■ **Source material**:
——————

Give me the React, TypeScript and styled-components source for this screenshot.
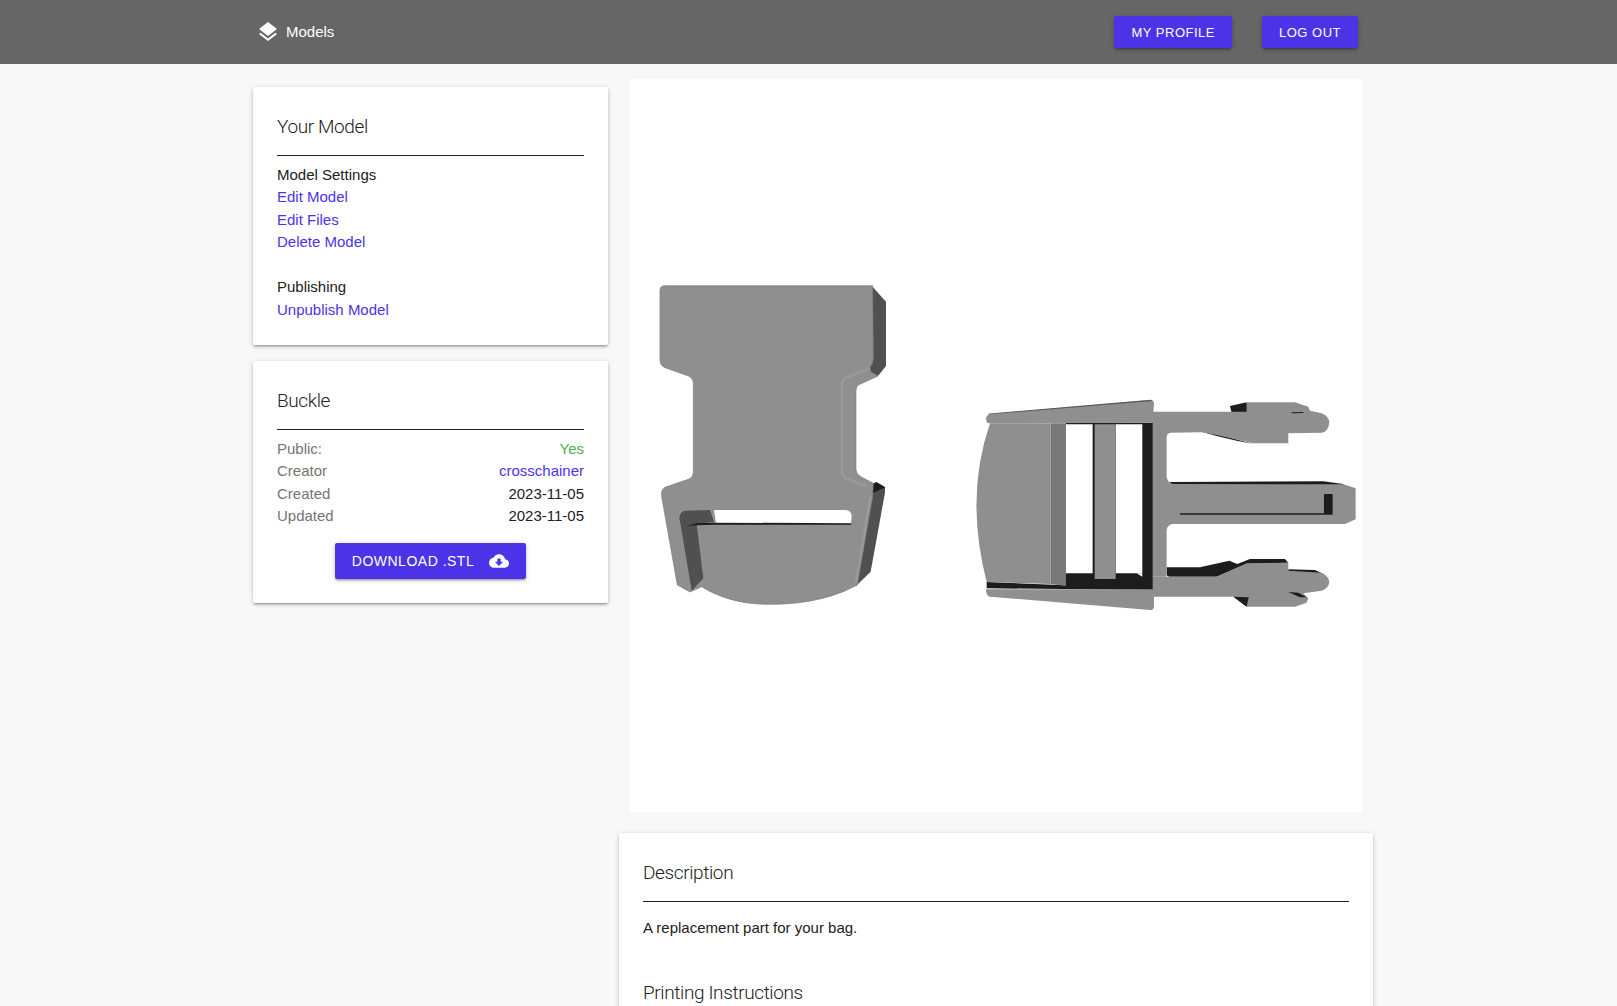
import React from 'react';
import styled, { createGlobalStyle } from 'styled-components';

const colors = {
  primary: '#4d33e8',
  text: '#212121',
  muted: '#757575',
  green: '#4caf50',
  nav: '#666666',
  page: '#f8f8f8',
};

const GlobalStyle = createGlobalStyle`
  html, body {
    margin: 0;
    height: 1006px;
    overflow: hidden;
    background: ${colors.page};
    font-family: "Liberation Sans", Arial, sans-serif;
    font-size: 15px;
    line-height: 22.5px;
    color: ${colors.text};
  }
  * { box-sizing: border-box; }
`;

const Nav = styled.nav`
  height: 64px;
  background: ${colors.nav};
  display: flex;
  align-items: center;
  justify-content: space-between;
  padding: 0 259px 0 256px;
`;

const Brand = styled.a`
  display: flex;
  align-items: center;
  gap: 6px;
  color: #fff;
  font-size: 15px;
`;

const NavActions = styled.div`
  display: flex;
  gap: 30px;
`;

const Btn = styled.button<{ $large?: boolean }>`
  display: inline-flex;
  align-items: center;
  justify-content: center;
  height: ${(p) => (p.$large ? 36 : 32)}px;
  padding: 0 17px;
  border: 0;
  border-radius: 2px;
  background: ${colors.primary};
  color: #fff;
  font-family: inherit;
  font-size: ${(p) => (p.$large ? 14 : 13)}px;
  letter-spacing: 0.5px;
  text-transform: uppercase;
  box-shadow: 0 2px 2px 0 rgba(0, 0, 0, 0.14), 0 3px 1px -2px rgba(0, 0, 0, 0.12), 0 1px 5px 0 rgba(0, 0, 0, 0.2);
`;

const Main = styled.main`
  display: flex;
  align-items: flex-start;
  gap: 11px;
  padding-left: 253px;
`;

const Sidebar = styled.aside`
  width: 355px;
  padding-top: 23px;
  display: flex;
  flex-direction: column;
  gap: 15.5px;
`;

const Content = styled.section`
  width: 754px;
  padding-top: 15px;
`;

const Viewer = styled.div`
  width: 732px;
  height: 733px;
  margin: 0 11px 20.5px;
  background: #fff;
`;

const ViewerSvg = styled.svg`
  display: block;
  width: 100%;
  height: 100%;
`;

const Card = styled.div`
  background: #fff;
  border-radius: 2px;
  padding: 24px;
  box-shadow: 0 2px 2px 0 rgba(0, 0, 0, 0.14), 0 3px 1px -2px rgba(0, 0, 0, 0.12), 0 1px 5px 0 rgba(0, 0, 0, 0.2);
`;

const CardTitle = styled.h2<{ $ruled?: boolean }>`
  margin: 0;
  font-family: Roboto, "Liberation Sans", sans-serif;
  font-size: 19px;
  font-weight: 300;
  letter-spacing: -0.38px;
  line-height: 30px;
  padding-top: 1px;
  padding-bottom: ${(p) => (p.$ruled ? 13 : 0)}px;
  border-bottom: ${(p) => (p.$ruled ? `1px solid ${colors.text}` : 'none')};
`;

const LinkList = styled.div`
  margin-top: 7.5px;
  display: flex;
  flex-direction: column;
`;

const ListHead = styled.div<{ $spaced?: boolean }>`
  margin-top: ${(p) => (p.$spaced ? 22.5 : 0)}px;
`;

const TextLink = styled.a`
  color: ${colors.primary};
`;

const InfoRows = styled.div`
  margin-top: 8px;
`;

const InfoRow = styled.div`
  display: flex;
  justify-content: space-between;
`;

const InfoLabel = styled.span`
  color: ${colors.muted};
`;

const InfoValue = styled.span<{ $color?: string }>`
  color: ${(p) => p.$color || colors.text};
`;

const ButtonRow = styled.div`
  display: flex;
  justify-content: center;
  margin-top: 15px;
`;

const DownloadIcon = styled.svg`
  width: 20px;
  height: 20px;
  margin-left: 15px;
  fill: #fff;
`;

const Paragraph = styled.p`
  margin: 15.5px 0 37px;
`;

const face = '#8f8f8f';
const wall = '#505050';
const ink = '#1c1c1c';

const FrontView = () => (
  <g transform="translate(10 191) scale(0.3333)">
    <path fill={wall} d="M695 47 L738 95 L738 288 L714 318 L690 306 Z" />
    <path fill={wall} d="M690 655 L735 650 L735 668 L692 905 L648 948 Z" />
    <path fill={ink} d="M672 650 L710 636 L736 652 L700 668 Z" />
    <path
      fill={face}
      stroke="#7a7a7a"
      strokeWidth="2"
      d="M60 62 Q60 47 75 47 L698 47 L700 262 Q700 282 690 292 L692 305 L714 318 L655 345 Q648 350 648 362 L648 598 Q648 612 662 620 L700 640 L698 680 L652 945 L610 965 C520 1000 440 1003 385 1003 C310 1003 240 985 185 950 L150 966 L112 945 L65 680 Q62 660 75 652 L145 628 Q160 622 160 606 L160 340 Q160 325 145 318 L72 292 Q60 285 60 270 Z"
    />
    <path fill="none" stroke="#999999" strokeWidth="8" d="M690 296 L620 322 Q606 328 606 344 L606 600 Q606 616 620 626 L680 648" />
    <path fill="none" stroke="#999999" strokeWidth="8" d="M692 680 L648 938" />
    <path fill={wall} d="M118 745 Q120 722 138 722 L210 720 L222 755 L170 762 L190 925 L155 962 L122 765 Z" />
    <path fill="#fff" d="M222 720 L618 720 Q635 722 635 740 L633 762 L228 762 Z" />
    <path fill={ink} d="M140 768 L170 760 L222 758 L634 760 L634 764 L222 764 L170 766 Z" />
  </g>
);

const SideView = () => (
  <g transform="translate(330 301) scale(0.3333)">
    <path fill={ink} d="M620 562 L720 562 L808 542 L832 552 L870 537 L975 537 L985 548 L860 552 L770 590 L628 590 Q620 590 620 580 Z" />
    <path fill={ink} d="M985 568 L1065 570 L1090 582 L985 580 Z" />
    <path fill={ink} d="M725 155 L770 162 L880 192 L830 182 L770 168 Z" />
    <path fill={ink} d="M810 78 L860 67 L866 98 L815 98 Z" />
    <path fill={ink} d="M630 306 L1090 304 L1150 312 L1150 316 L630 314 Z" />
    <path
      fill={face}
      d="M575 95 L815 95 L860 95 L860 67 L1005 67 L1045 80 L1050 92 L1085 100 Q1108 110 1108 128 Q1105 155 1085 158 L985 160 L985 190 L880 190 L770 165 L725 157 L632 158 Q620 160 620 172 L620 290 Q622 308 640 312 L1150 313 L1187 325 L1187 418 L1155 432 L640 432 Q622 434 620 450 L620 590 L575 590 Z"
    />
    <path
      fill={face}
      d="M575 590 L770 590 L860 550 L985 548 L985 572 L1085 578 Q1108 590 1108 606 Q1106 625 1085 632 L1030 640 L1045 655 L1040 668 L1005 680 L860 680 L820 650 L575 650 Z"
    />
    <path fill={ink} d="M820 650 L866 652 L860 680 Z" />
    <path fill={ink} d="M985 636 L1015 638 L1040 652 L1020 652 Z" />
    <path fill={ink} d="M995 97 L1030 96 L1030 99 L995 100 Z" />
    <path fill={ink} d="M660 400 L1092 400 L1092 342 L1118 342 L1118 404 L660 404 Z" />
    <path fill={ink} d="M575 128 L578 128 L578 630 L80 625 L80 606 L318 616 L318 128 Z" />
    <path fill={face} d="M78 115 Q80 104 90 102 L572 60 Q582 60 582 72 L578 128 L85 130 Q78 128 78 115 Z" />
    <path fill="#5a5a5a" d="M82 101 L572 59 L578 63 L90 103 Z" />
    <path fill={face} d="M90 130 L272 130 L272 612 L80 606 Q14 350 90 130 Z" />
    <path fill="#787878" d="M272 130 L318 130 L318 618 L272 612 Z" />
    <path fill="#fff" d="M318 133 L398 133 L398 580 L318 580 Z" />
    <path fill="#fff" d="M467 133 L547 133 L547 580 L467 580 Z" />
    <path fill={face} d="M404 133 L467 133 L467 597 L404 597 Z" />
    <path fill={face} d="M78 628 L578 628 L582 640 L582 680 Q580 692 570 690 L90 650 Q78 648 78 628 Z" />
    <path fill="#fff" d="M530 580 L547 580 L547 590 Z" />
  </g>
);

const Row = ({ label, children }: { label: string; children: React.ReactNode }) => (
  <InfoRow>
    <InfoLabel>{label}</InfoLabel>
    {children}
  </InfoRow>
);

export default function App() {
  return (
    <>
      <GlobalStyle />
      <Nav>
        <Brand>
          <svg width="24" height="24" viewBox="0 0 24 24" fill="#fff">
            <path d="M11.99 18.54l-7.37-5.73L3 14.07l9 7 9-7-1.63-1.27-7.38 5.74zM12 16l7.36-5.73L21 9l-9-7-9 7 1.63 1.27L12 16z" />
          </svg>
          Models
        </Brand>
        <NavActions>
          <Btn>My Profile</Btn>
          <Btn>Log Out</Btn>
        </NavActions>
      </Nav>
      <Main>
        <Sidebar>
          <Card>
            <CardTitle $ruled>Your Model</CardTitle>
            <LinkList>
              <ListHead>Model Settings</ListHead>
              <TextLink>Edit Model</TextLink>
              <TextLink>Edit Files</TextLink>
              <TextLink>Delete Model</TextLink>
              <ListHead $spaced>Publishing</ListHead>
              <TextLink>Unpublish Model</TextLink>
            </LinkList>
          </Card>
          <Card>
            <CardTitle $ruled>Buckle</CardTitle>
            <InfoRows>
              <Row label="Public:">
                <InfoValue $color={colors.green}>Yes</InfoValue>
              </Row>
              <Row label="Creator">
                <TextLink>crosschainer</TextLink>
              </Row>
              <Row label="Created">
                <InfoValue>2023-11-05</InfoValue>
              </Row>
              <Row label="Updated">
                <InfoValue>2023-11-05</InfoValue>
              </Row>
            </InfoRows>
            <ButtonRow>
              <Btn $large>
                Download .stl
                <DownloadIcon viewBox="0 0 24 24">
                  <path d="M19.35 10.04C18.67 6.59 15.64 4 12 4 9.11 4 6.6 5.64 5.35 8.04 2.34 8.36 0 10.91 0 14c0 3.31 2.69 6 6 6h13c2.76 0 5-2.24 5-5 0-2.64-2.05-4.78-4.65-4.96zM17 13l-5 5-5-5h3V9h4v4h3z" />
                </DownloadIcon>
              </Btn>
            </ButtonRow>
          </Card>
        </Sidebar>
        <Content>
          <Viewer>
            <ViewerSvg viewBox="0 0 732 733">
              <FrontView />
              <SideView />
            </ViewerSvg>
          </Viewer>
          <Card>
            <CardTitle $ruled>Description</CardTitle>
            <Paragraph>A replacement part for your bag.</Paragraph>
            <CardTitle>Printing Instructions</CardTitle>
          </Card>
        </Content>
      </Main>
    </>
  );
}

——————

Which lines contain "React"? Copy each of them.

■ **Full output**:
Give me the React, TypeScript and styled-components source for this screenshot.
import React from 'react';
const Row = ({ label, children }: { label: string; children: React.ReactNode }) => (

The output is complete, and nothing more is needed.